Now Ms. Hidalgo is planning “urban forests,” clumps of trees on the river bank and in front of the some of the city’s most iconic spots, like the Opera Garnier, the Hôtel de Ville and the Gare de Lyon train station.
A top official has written a policy note detailing a possible green corridor up and down the city if she is elected to a second term.
Leo Fauconnet, an urban expert with the Paris region’s planning agency, gave Ms. Hidalgo credit. “We’ve got a proactive policy, compared to other cities in the world,” he said.
But hard-core environmentalists, growing in political clout in France with the surge of the Green party, are not persuaded.
“Environmental politics is about limiting the damage,” said Jacques Boutault, the Green mayor of Paris’s central Second Arrondissement. ‘‘You can’t just allow the concrete to flow, then plant a few trees on the pavement.”
Tougher critics wondered about City Hall’s friendliness toward developers. The mayor’s office “speaks with a double language,” said Antoine Picon, an architectural historian at Harvard. ‘‘Green, yes, but let’s continue to encourage the densification of Paris, in what is already one of the densest cities in the world.’’
“The city has never been as up for sale as it is today,” he said. “The entire city is being transformed into a shopping mall.”

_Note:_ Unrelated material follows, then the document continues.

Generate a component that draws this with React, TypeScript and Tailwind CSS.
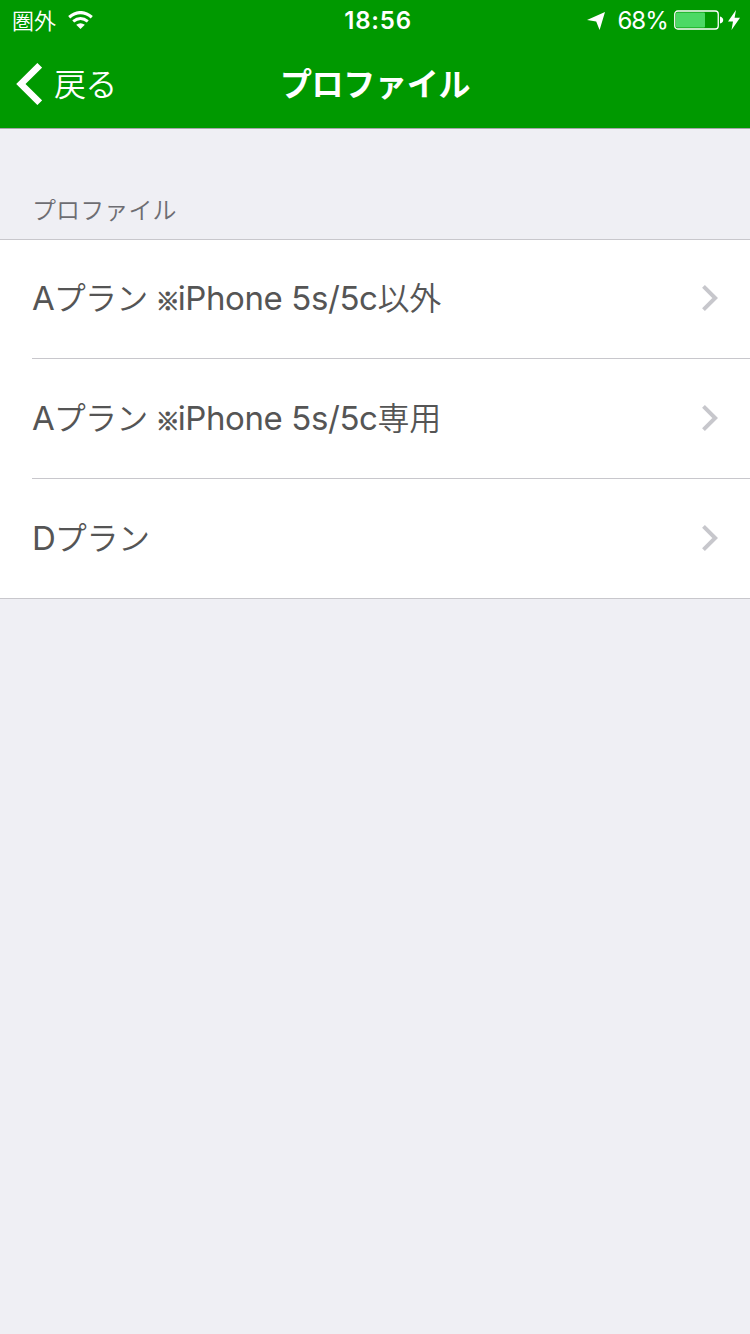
type Segment = { text: string; className: string };

const rows: { id: string; segments: Segment[] }[] = [
  {
    id: 'a-other',
    segments: [
      { text: 'A', className: 'text-[33px]' },
      { text: 'プラン', className: '-ml-px text-[32px] font-[350] tracking-[-0.8px]' },
      { text: ' ', className: 'text-[33px]' },
      { text: '※', className: "-ml-px w-[22px] font-['Noto_Sans_CJK_JP',sans-serif] text-[24px] font-bold leading-6 [-webkit-text-stroke:0.8px_#555555]" },
      { text: 'iPhone 5s/5c', className: 'text-[33px] tracking-[-0.4px]' },
      { text: '以外', className: 'text-[32px] font-[350] tracking-[-0.3px]' },
    ],
  },
  {
    id: 'a-only',
    segments: [
      { text: 'A', className: 'text-[33px]' },
      { text: 'プラン', className: '-ml-px text-[32px] font-[350] tracking-[-0.8px]' },
      { text: ' ', className: 'text-[33px]' },
      { text: '※', className: "-ml-px w-[22px] font-['Noto_Sans_CJK_JP',sans-serif] text-[24px] font-bold leading-6 [-webkit-text-stroke:0.8px_#555555]" },
      { text: 'iPhone 5s/5c', className: 'text-[33px] tracking-[-0.4px]' },
      { text: '専用', className: 'text-[32px] font-[350] tracking-[-0.3px]' },
    ],
  },
  {
    id: 'd',
    segments: [
      { text: 'D', className: 'text-[33px]' },
      { text: 'プラン', className: '-ml-px text-[32px] font-[350] tracking-[-0.4px]' },
    ],
  },
];

const StatusBar = () => (
  <div className="flex h-10 items-center justify-between pl-3 pr-2.5">
    <div className="flex w-[280px] items-center">
      <span className="pt-0.5 text-[22px] font-[350] leading-10">圏外</span>
      <svg className="ml-3 h-[18px] w-[25px]" viewBox="0 0 25 18" fill="none" stroke="white">
        <path d="M1.2 6.2Q12.5 -3 23.8 6.2" strokeWidth="3.2" />
        <path d="M5.2 10.4Q12.5 4.6 19.8 10.4" strokeWidth="3" />
        <path d="M12.5 18L8.2 13.8Q12.5 10.5 16.8 13.8Z" fill="white" stroke="none" />
      </svg>
    </div>
    <span className="pl-1 pt-0.5 text-2xl font-semibold leading-10 tracking-[0.8px]">18:56</span>
    <div className="flex w-[280px] items-center justify-end">
      <svg className="mt-0.5 h-[18px] w-[18px]" viewBox="0 0 18 18" fill="white">
        <path d="M18 0L12.6 18L9.2 9.4L0 8Z" />
      </svg>
      <span className="ml-3 pt-0.5 text-2xl leading-10 tracking-[-0.9px]">68%</span>
      <svg className="ml-1.5 h-5 w-[50px]" viewBox="0 0 50 20" fill="none">
        <rect x="0.75" y="1" width="43.5" height="18" rx="3" stroke="white" strokeWidth="1.3" />
        <rect x="2" y="2.5" width="29" height="15" rx="1" fill="#4cd964" />
        <path d="M46 6.5Q49.2 7.5 49.2 10T46 13.5Z" fill="white" />
      </svg>
      <svg className="ml-1 h-5 w-3" viewBox="0 0 12 20" fill="white">
        <path d="M8 0L0 11.5H5L3.5 20L12 7.8H6.6Z" />
      </svg>
    </div>
  </div>
);

const NavBar = () => (
  <div className="grid h-22 grid-cols-3 items-center">
    <button type="button" className="flex items-center pl-4">
      <svg className="h-[42px] w-[26px]" viewBox="0 0 26 42" fill="none" stroke="white" strokeWidth="6.6">
        <path d="M23.7 2.3L4.9 21L23.7 39.7" />
      </svg>
      <span className="ml-3 pt-0.5 text-[32px] font-[350] leading-10 tracking-[-0.7px]">戻る</span>
    </button>
    <h1 className="pt-0.5 text-center text-[32px] font-bold leading-10 tracking-[-0.3px]">プロファイル</h1>
  </div>
);

export default function App() {
  return (
    <div className="min-h-screen bg-[#efeff4] font-['Inter','Noto_Sans_CJK_JP',sans-serif]">
      <header className="h-[129px] border-b border-[#a7a7aa] bg-[#009900] text-white">
        <StatusBar />
        <NavBar />
      </header>
      <main>
        <h2 className="flex h-[110px] items-end px-8 pb-2.5 text-[24px] font-[350] leading-9 tracking-[0.1px] text-[#6d6d72]">
          プロファイル
        </h2>
        <ul className="border-y border-[#c8c7cc] bg-white text-[#555555]">
          {rows.map(row => (
            <li key={row.id} className="group pl-8">
              <div className="flex h-[120px] items-center justify-between border-b border-[#c8c7cc] pb-px pr-8 group-first:h-[119px] group-first:pb-0.5 group-last:h-[119px] group-last:border-b-0">
                <span className="flex h-10 items-baseline whitespace-pre leading-10">
                  {row.segments.map(segment => (
                    <span key={segment.text} className={segment.className}>{segment.text}</span>
                  ))}
                </span>
                <svg className="h-[26px] w-4" viewBox="0 0 16 26" fill="none" stroke="#c7c7cc" strokeWidth="4">
                  <path d="M1.5 1.4L13.2 13L1.5 24.6" />
                </svg>
              </div>
            </li>
          ))}
        </ul>
      </main>
    </div>
  );
}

Indeed, the character of much of the city is changing in ways that Ms. Hidalgo has been less forceful in addressing. An unceasing invasion of mass tourism threatens to turn Paris into a vast open-air theme park for the global affluent.
Working families are leaving central areas like the Second Arrondissement, which has lost 10 percent of its population since 2015. Airbnb has created neighborhoods of absentee landlords. The average apartment price per square meter has topped $11,000, making Paris now the world’s third-most expensive city.
Ms. Hidalgo said she was aware of those dangers, too, and was working to mitigate them.
“Paris can’t just be a city for winners,” Ms. Hidalgo said. “The role of politicians is to regulate. And to stop this city from being one only for the winners.”